Mark Katz, a professor at George Mason University’s Schar School of Policy and Government, told Newsweek that Putin will likely be safely reelected without taking a trip to Africa or Latin America.
Katz said that “while Putin is definitely appreciative about how many African and Latin American governments have refused to side with the West on Ukraine, it’s not as if these governments are willing and able to meaningfully help Moscow in its war on Ukraine sufficiently to make it worth Putin’s while to visit them.”
Joseph Siegle, director of research at the Africa Center for Strategic Studies, told Newsweek that while it’s still too early to tell, he doesn’t believe the ICC arrest warrant will immediately affect Russia’s efforts to expand its influence in Africa
“Much of this influence has been gained via irregular means—propping up unpopular autocratic regimes, disinformation, deployment of Wagner Group forces, election interference and opaque arms-for-resources deals,” Siegle said. “The African regimes that have welcomed this sort of irregular Russian support are likely to continue to do so, despite the arrest warrant.”
A big test for how Russia’s relations with Africa were affected by the ICC’s action will be to see which African leaders attend the Russia-Africa summit, which is set to take place in St. Petersburg in July, according to Siegle.

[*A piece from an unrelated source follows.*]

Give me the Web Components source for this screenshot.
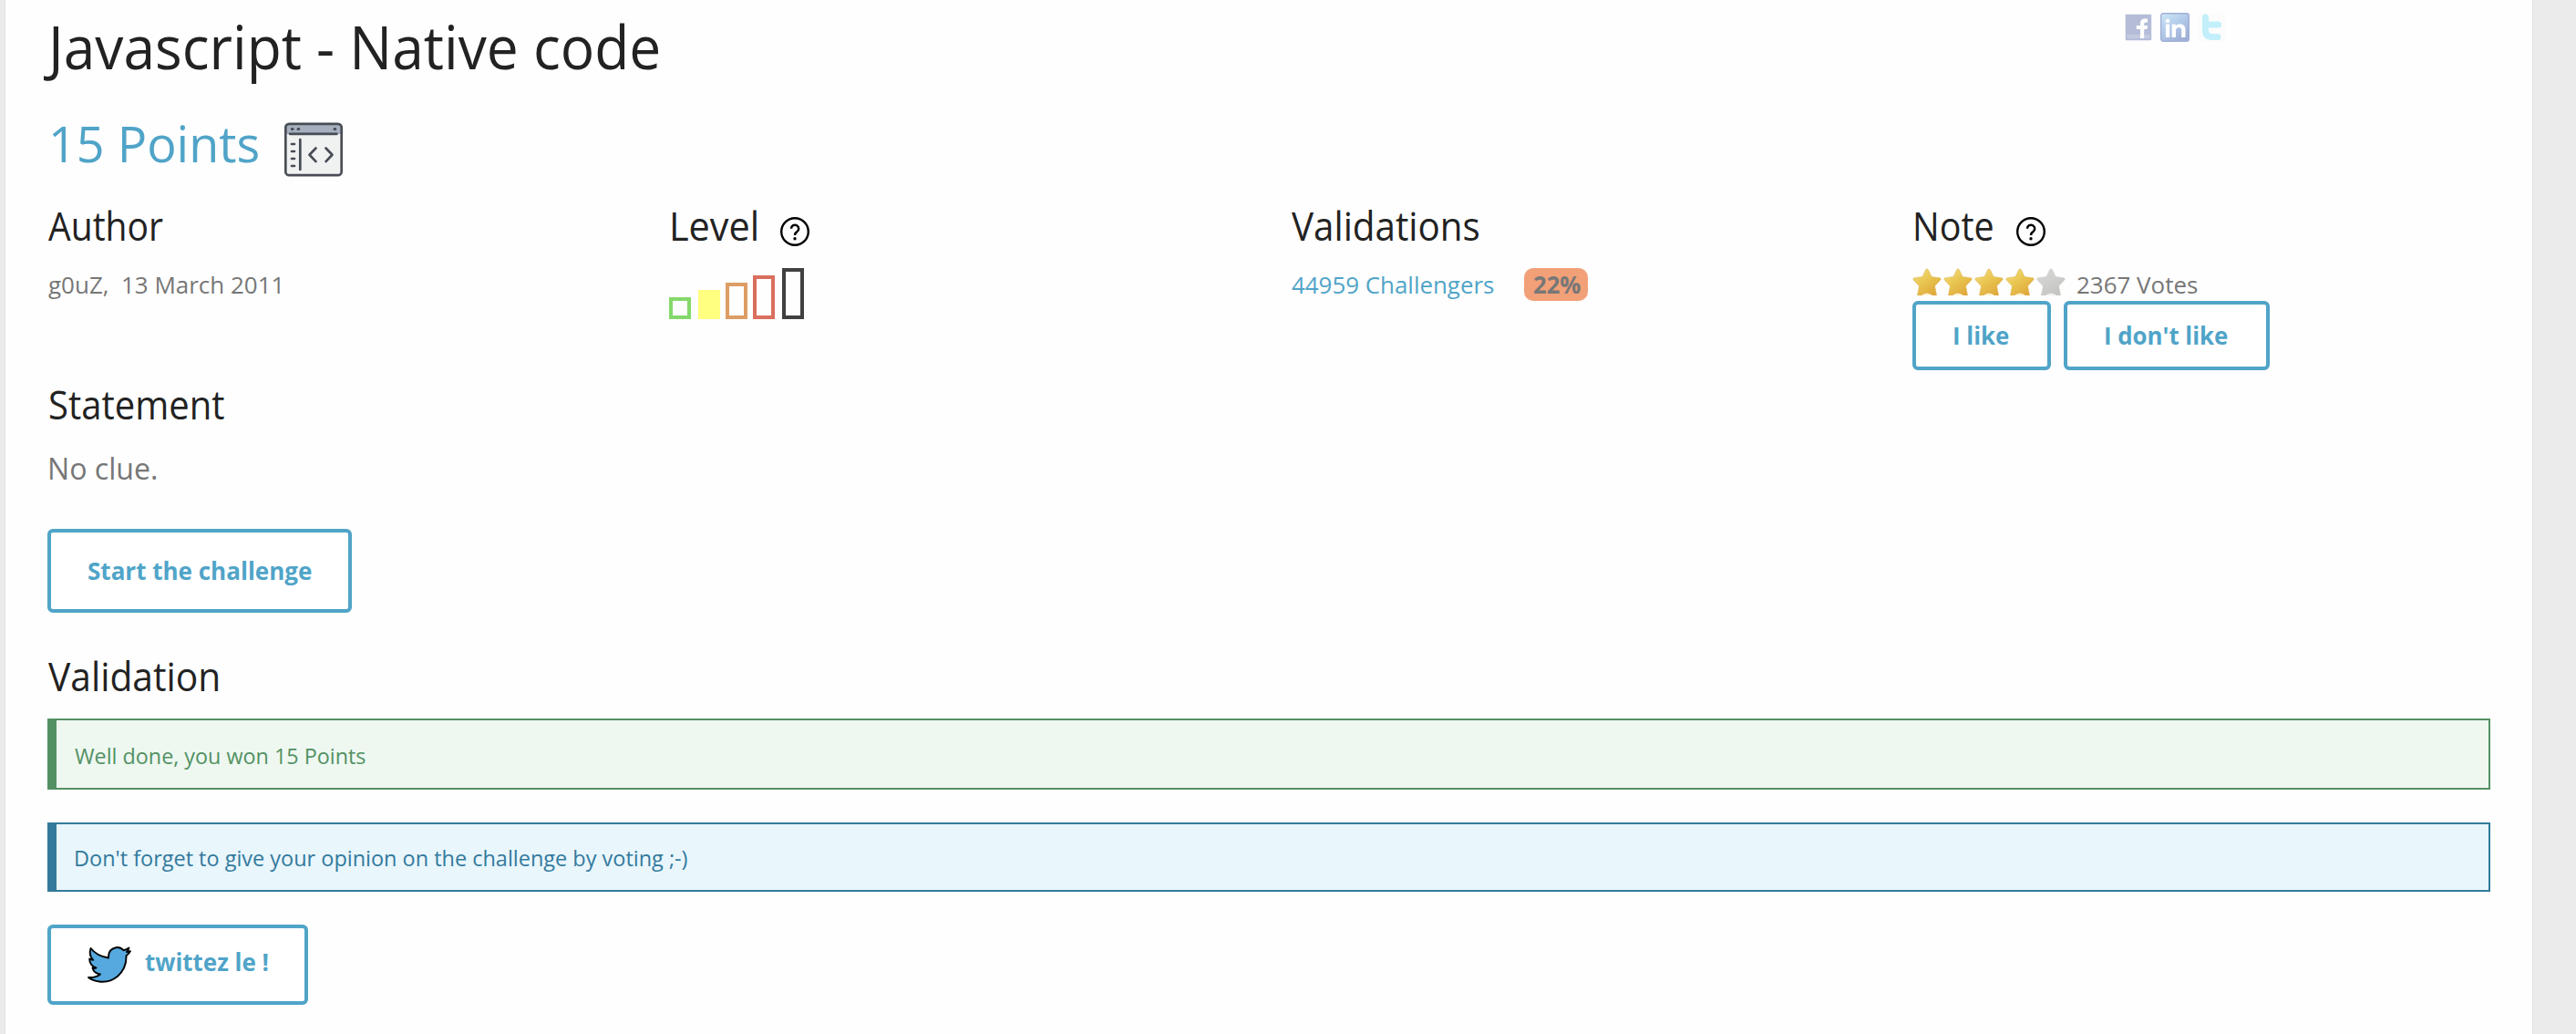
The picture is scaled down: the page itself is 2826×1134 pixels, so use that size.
<!DOCTYPE html>
<html lang="en"><head><meta charset="utf-8"><title>Javascript - Native code</title>
<style>
html,body{margin:0;height:100%;overflow:hidden;background:#ebebeb}
body{font-family:"Open Sans","Noto Sans",sans-serif;color:#777}
</style></head><body>
<challenge-page></challenge-page>
<script>
const define=(name,html,after)=>customElements.define(name,class extends HTMLElement{
  connectedCallback(){ if(this.shadowRoot)return;
    const r=this.attachShadow({mode:'open'});
    r.innerHTML=typeof html==='function'?html(this):html; if(after)after(this,r);}
});
const ctx=document.createElement('canvas').getContext('2d');

/* One line of text: s=size, w=inked width, l=left bearing offset, h=line box, c=colour, b=weight */
define('text-line',e=>{
  const a=n=>e.getAttribute(n), s=+a('s'), wt=a('b')||400, t=e.textContent;
  ctx.font=`${wt} ${s}px "Open Sans"`;
  const m=ctx.measureText(t), ink=m.actualBoundingBoxRight+m.actualBoundingBoxLeft;
  const k=+a('w')/ink, pad=(+a('l')||0)+m.actualBoundingBoxLeft*k;
  return `<style>:host{display:block;flex:none;width:${+a('w')+(+a('l')||0)}px;height:${a('h')}px;line-height:${a('h')}px;font-size:${s}px;font-weight:${wt};color:${a('c')||'inherit'};white-space:pre}
  span{display:inline-block;margin-left:${pad}px;transform:scaleX(${k});transform-origin:0 50%}</style><span><slot></slot></span>`;
});

define('app-button',`<style>:host{display:flex;box-sizing:border-box;flex:none;border:4px solid #50a4c8;border-radius:6px;color:#50a4c8;background:#fff}</style><slot></slot>`);
define('alert-box',`<style>:host{display:block;box-sizing:border-box;width:2680px;border:2px solid var(--edge);border-left-width:10px;background:var(--fill);color:var(--edge)}</style><slot></slot>`);
define('help-icon',`<style>:host,svg{display:block;flex:none}</style><svg width="32" height="32" viewBox="0 0 32 32" fill="none" stroke="#000"><circle cx="16" cy="16" r="14.8" stroke-width="2.4"/><path d="M12 12.7a4.1 4.1 0 1 1 6.2 3.6c-1.6.9-2.2 1.500-2.2 3.6" stroke-width="2.5"/><circle cx="16" cy="23.8" r="1.7" fill="#000" stroke="none"/></svg>`);
define('code-icon',`<style>:host,svg{display:block;flex:none}</style><svg width="64" height="60" viewBox="0 0 64 60" stroke-linecap="round" stroke-linejoin="round"><rect x="1.3" y="1.8" width="61.4" height="56.4" rx="4" fill="#f0f2f2"/><path d="M1.3 13V6q0-4.2 4-4.2h53.4q4 0 4 4.2v7z" fill="#a5afbf"/><g fill="none" stroke="#484c55" stroke-width="2.7"><rect x="1.3" y="1.8" width="61.4" height="56.4" rx="4"/><path d="M6 12.8h51.5M17.3 19v33M34.5 28.5l-7 7.3 7 7.3M45.5 28.5l7 7.3-7 7.3M8 24h3M8 32h3M8 40h3M8 48h3"/><path d="M8.3 7.5h.8M15 7.5h.8M55 7.5h.8" stroke-width="3"/></g></svg>`);
define('level-bars',()=>`<style>:host{display:flex;align-items:flex-end;height:56px}i{display:block;box-sizing:border-box;width:24px;border:4px solid}</style>`+
 [['#84d86b',24,0],['#ffff80',32,8],['#dd9d64',40,6],['#d96f5d',48,6],['#404040',56,8]].map(([c,h,g],i)=>`<i style="color:${c};height:${h}px;margin-left:${g}px;${i==1?'background:'+c:''}"></i>`).join(''));
define('star-rating',()=>`<style>:host{display:flex;gap:2px}svg{display:block}</style>`+[1,1,1,1,0].map((on,i)=>`<svg width="32" height="30" viewBox="0 0 32 30"><defs><linearGradient id="g${i}" x1="0" y1="0" x2=".7" y2="1"><stop offset="0" stop-color="${on?'#f3e08a':'#dadad8'}"/><stop offset=".5" stop-color="${on?'#e9c650':'#cfcfcd'}"/><stop offset="1" stop-color="${on?'#dfa93c':'#c4c4c2'}"/></linearGradient></defs><path d="M16 .8Q17 .8 17.8 2.6L21 9.4l9 1.4q2.2.6.6 2.4L24.6 19.8 26.6 30H22Q16 25 10 30H5.4L7.4 19.8 1.3 13.2Q-.2 11.4 2 10.8L11 9.4 14.2 2.6Q15 .8 16 .8Z" fill="url(#g${i})" stroke="${on?'#dfb254':'#c6c6c4'}" stroke-opacity=".6" stroke-width=".8"/><path d="M10.500 30Q16 25.5 21.500 30Z" fill="${on?'#fbf1cd':'#f0f0f0'}"/></svg>`).join(''));
define('share-links',`<style>:host{display:flex;gap:8px}svg{display:block}</style>
<svg width="32" height="32" viewBox="0 0 32 32"><rect x="1.7" y="1.7" width="28.5" height="28.5" rx="1" fill="#b4bcd8"/><rect x="3.5" y="24" width="25" height="4.2" fill="#c3cae0"/><path d="M18 28v-10h-4.3v-4H18v-2.5q0-5 5-5h3v4h-2.2q-1.6 0-1.6 1.7V14H26l-.5 4h-3.3v10z" fill="#fff"/></svg>
<svg width="32" height="32" viewBox="0 0 32 32"><defs><linearGradient id="l" x1="0" y1="0" x2=".7" y2="1"><stop offset="0" stop-color="#cfe8f5"/><stop offset=".5" stop-color="#b3cbea"/><stop offset="1" stop-color="#9faed6"/></linearGradient></defs><rect x=".7" y=".7" width="30.6" height="30.6" rx="2.5" fill="url(#l)" stroke="#a0b0d6" stroke-width="1.4"/><circle cx="8" cy="9" r="2.3" fill="#fff"/><path d="M5.9 12.5h4.3V27H5.9zM12.7 12.5h4v2q1.6-2.3 4.8-2.3 6 0 6 6.5V27h-4.3v-7.5q0-3.5-2.8-3.5-3.4 0-3.4 3.8V27h-4.3z" fill="#fff"/></svg>
<svg width="32" height="32" viewBox="0 0 32 32"><rect width="32" height="32" fill="#fcfcfc"/><path d="M9.5 5v14q0 7.500 7.500 7.500h6M10 13h13.500" fill="none" stroke="#c3effa" stroke-width="7" stroke-linecap="round"/></svg>`);
define('bird-icon',`<style>:host,svg{display:block;flex:none}</style><svg width="48" height="40" viewBox="0 0 48 40"><path d="M3.600 2Q10 10.500 23 12.500 22.500 3 31 1.200q5-.8 8.500 3Q43 3.500 45.500 1.500q-.8 3-2.500 4.500 2-.2 4-.8-1.500 3-4.500 5 .5 13.500-9.500 22.500Q24 40 13 38.500 5.500 37.500 1 34q8 .5 13-3.500-7-1-8.500-7 2 .5 4 0Q2.200 21 2.200 13.500q2 1.200 4 1.300Q1 9.500 3.600 2Z" fill="#55a9de" stroke="#000" stroke-width="1.900" stroke-linejoin="round"/></svg>`);

define('challenge-page',`<style>
:host{display:block;box-sizing:border-box;width:2772px;height:1134px;margin-left:6px;padding-left:46px;background:#fefefe;box-shadow:0 0 0 1px #e3e3e3}
.row{display:flex}
.title{height:120px;justify-content:space-between;padding-right:336px}
.points{height:98px;gap:28px}
.cols{display:grid;grid-template-columns:repeat(4,682px);height:198px}
.head{display:flex;height:76px}
.badge{display:flex;box-sizing:border-box;width:70px;height:36px;padding-left:10px;background:#f2a078;border-radius:10px;margin-left:33px}
</style>
<div class="row title"><text-line s="66" w="675" l="-5" h="101" c="#222">Javascript - Native code</text-line><share-links style="padding-top:14px"></share-links></div>
<div class="row points"><text-line s="54" w="226.500" l="5" h="74" c="#50a4c8">15 Points</text-line><code-icon style="padding-top:14px"></code-icon></div>
<div class="cols">
<div><div class="head"><text-line s="44" w="126" l="1" h="58" c="#222">Author</text-line></div><text-line s="26" w="254.500" l=".5" h="36">g0uZ,  13 March 2011</text-line></div>
<div><div class="head"><text-line s="44" w="92.500" l="4" h="58" c="#222">Level</text-line><help-icon style="padding:20px 0 0 25.500px"></help-icon></div><level-bars></level-bars></div>
<div><div class="head"><text-line s="44" w="205" l=".5" h="58" c="#222">Validations</text-line></div><div class="row"><text-line s="26" w="222" l=".5" h="36" c="#50a4c8">44959 Challengers</text-line><div class="badge"><text-line s="26" b="700" w="52" h="36">22%</text-line></div></div></div>
<div><div class="head"><text-line s="44" w="84.500" l="4" h="58" c="#222">Note</text-line><help-icon style="padding:20px 0 0 25.500px"></help-icon></div><div class="row" style="height:36px"><star-rating></star-rating><text-line s="26" w="132" l="13" h="36">2367 Votes</text-line></div>
<div class="row" style="gap:14px"><app-button style="width:152px;height:76px"><text-line s="26" b="700" w="60" l="42" h="68">I like</text-line></app-button><app-button style="width:226px;height:76px"><text-line s="26" b="700" w="134" l="42" h="68">I don't like</text-line></app-button></div></div>
</div>
<text-line s="44" w="191" l="2.500" h="54" c="#222">Statement</text-line>
<text-line s="33" w="117" l="3" h="59" style="margin-top:14px">No clue.</text-line>
<app-button style="width:334px;height:92px;margin-top:37px"><text-line s="26" b="700" w="245" l="41" h="84">Start the challenge</text-line></app-button>
<text-line s="44" w="186.500" l="1" h="58" c="#222" style="margin-top:40px">Validation</text-line>
<alert-box style="height:78px;margin-top:18px;--edge:#539163;--fill:#eef8f1"><text-line s="24" w="319" l="19.500" h="78">Well done, you won 15 Points</text-line></alert-box>
<alert-box style="height:76px;margin-top:36px;--edge:#337a9c;--fill:#e9f6fc"><text-line s="24" w="671.500" l="20.500" h="74">Don't forget to give your opinion on the challenge by voting ;-)</text-line></alert-box>
<app-button style="width:286px;height:88px;margin-top:36px"><bird-icon style="padding:20px 0 0 40px"></bird-icon><text-line s="26" b="700" w="134.500" l="14.500" h="74">twittez le !</text-line></app-button>`);
</script></body></html>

“This was going to be a big public relations opportunity for Russia to show that it is not a pariah and still maintains many partners who are unbothered by Russia’s invasion of Ukraine,” Siegle said. “Now that Putin has an arrest warrant out on him, the political and reputational costs for African leaders who make the trip to St. Petersburg for an audience with Putin will be much higher.”
For now, though, Russia will likely continue working “to deepen its ties to Africa” in a “quest to avoid isolation,” Siegle said.